(begin)
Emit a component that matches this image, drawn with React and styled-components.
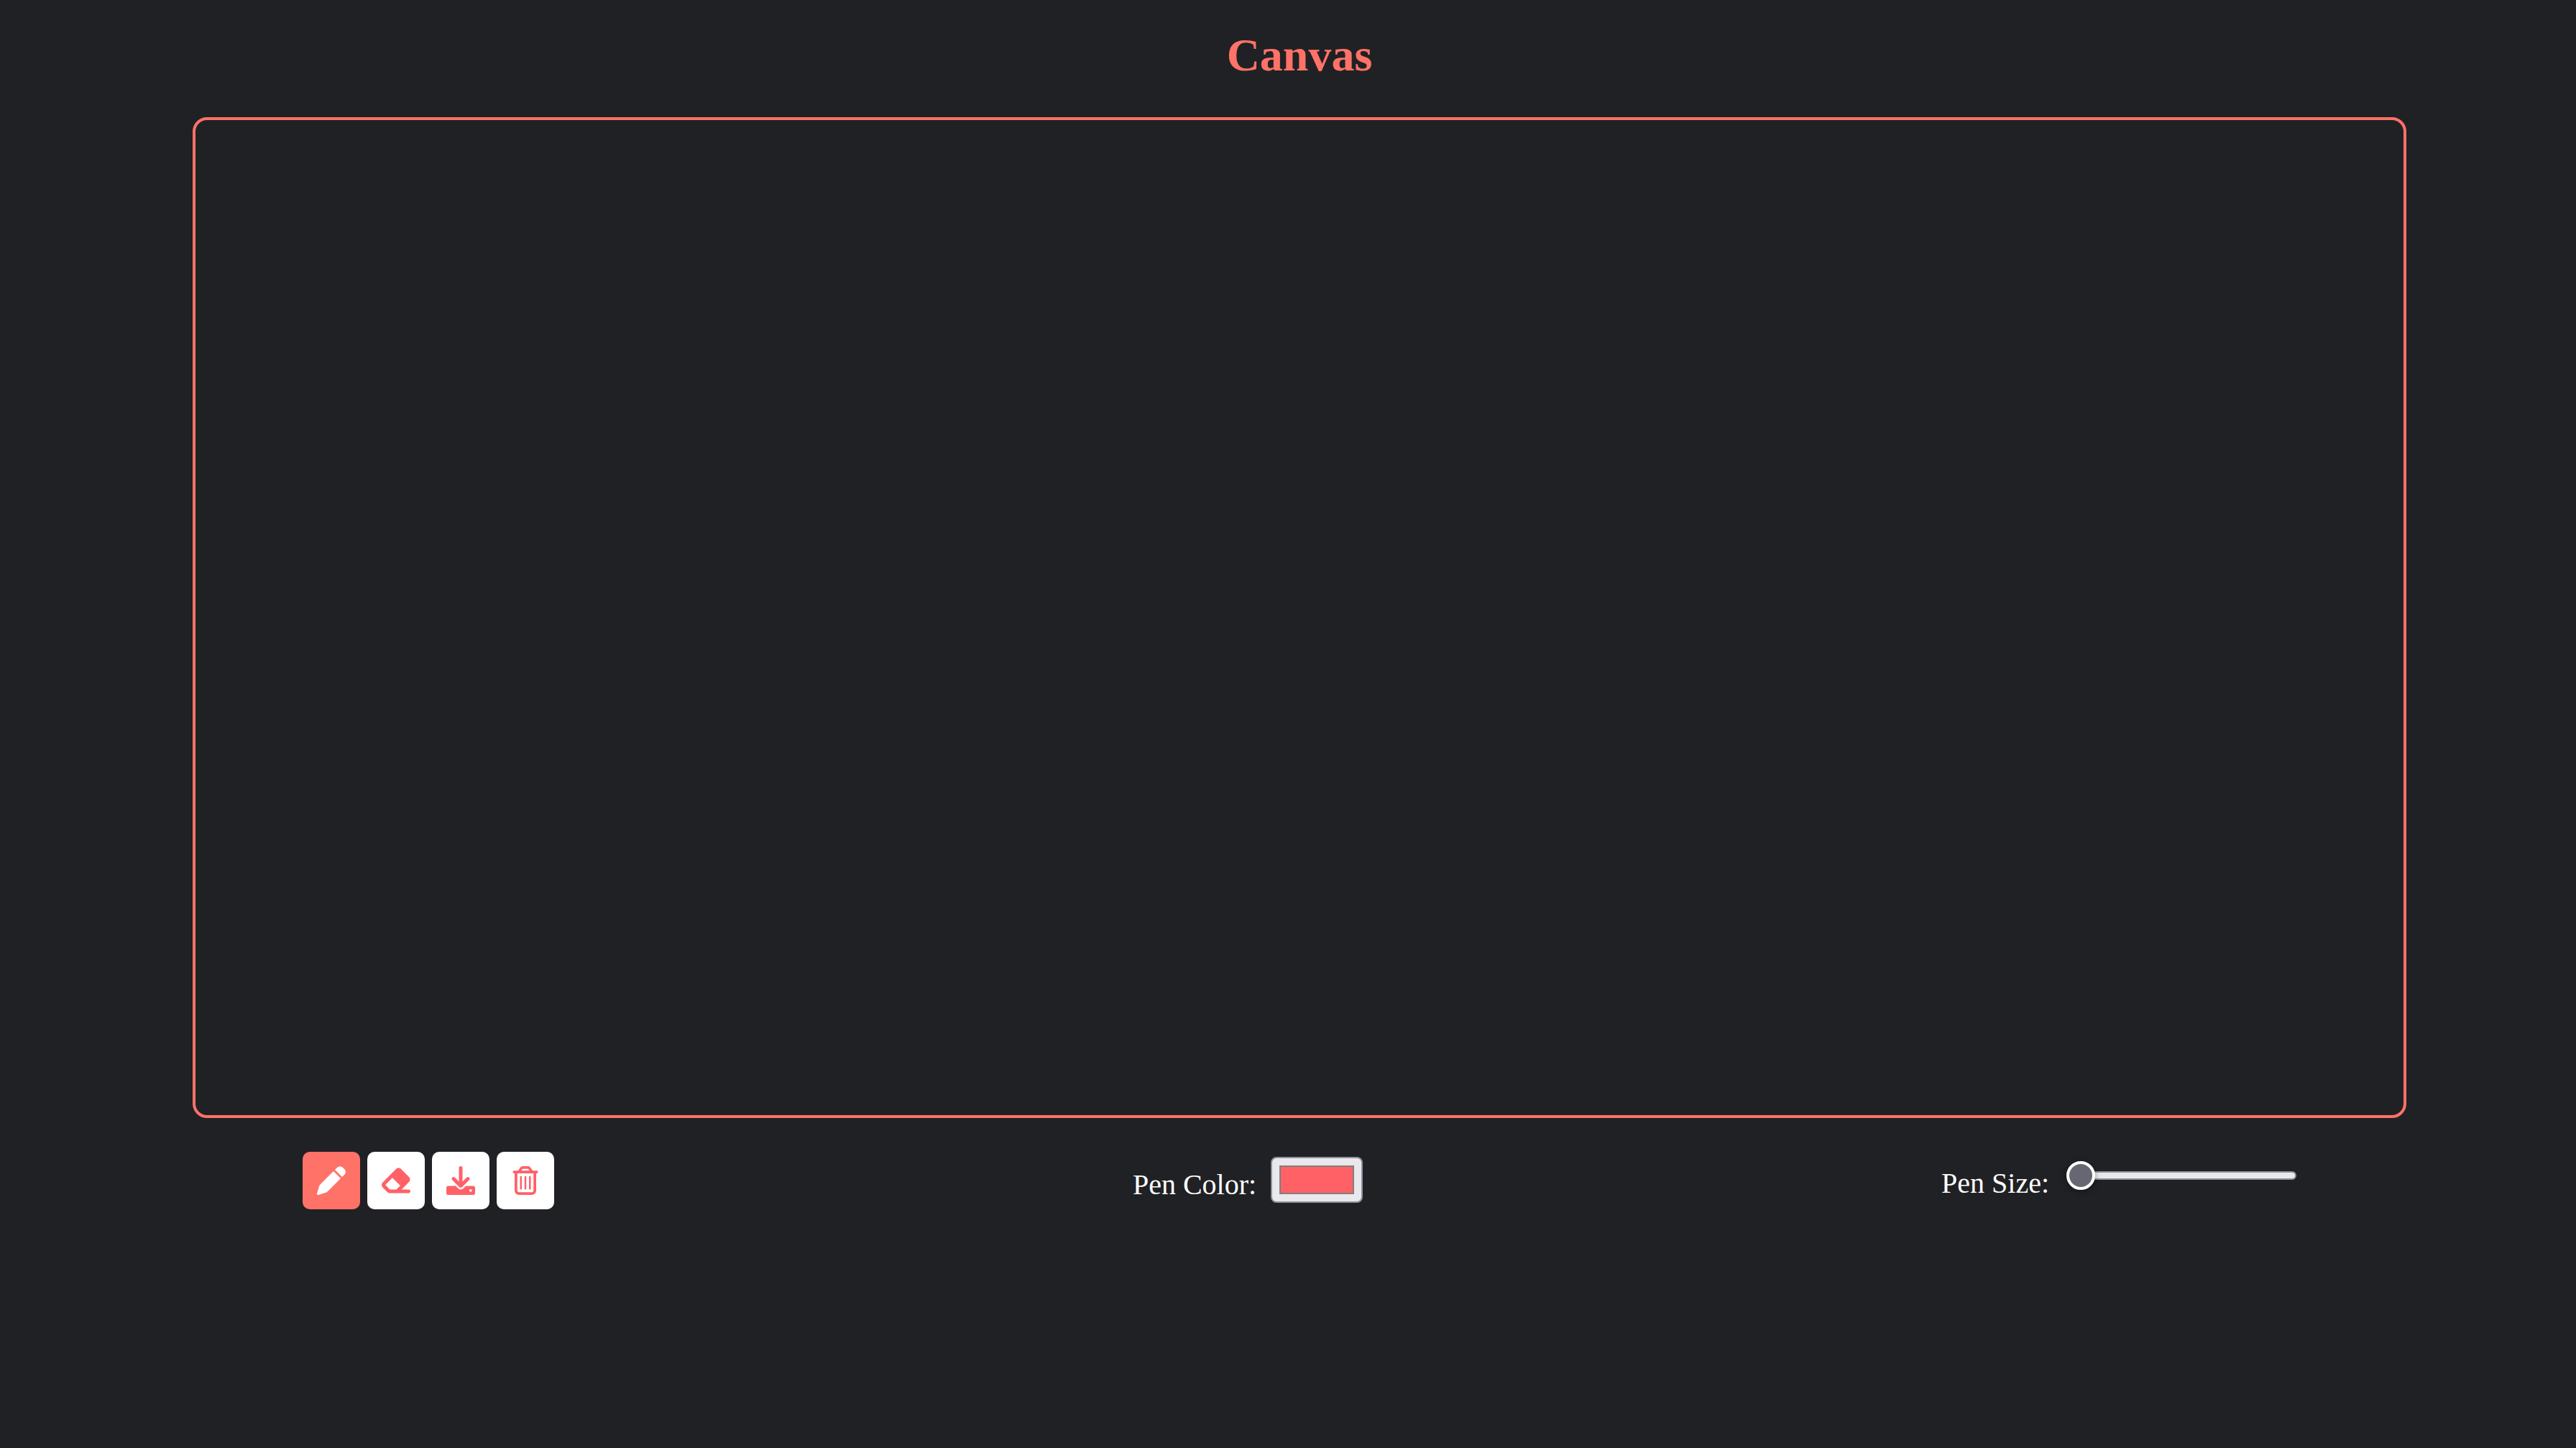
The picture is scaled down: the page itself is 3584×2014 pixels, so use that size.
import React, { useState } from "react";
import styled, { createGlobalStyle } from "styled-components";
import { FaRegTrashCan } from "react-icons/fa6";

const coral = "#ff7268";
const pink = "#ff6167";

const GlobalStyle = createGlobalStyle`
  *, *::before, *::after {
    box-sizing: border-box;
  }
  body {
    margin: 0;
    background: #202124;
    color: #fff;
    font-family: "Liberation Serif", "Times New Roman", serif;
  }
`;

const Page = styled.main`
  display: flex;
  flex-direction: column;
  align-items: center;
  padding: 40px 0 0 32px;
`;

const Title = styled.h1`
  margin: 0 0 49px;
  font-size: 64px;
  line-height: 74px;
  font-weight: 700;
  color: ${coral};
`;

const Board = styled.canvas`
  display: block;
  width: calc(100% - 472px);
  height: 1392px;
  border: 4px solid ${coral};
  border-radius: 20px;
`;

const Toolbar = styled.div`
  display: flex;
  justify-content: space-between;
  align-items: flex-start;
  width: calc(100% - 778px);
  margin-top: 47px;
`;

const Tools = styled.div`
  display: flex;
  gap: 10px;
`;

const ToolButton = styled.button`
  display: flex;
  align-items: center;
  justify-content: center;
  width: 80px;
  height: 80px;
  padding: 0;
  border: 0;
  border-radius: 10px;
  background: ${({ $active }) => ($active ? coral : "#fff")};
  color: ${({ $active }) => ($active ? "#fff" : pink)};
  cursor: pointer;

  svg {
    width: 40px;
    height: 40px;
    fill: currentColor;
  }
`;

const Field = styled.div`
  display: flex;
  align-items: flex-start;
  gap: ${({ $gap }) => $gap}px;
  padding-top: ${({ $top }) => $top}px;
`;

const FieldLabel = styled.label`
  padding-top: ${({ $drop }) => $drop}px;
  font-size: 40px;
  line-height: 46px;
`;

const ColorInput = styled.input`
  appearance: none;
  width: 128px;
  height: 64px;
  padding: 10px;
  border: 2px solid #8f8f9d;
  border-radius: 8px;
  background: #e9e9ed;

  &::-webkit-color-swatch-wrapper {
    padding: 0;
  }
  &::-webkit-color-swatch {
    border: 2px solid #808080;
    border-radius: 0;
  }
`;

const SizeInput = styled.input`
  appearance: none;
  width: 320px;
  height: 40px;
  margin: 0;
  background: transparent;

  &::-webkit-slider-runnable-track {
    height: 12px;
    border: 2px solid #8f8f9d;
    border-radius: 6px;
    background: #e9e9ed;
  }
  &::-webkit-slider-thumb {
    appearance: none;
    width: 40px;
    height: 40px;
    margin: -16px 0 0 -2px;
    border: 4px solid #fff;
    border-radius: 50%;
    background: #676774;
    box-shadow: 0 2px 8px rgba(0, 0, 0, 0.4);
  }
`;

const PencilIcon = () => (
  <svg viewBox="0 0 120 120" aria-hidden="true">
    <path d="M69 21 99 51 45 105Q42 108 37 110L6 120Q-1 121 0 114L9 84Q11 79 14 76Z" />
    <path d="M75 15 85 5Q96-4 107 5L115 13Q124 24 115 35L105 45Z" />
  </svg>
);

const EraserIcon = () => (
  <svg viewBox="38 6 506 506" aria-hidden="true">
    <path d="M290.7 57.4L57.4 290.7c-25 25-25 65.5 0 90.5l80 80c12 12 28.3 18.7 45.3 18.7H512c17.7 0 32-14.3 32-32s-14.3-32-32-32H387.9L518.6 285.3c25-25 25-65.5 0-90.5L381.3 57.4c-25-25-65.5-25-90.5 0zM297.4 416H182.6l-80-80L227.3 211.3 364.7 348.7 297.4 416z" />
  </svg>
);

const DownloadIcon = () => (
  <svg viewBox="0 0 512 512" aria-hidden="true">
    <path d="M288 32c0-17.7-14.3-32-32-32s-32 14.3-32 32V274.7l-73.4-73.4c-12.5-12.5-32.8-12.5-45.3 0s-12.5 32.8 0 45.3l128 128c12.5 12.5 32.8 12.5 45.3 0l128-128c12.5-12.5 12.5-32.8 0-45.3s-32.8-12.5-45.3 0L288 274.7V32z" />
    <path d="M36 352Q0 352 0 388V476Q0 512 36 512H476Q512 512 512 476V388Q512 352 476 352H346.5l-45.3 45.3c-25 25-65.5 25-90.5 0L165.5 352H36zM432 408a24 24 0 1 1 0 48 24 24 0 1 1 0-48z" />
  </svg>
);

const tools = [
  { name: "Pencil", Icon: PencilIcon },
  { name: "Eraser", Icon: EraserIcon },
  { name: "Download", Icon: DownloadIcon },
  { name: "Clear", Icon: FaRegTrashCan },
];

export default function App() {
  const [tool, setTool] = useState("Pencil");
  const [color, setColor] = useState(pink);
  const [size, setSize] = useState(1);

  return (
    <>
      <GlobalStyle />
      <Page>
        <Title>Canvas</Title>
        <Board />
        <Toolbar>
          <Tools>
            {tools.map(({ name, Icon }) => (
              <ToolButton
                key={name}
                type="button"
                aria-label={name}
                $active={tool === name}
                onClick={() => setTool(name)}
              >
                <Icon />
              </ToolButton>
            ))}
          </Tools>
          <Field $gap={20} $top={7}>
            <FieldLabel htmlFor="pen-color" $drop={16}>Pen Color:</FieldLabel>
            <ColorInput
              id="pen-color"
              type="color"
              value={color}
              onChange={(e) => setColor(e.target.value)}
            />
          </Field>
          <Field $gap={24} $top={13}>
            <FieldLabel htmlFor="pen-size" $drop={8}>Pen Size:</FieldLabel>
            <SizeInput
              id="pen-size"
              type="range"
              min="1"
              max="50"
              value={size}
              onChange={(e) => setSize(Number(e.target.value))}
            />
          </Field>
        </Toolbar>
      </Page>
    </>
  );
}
(end)
DIRECTIVE: Pick out every line with the string "components" and copy it.

TASK OUTPUT:
Emit a component that matches this image, drawn with React and styled-components.
import styled, { createGlobalStyle } from "styled-components";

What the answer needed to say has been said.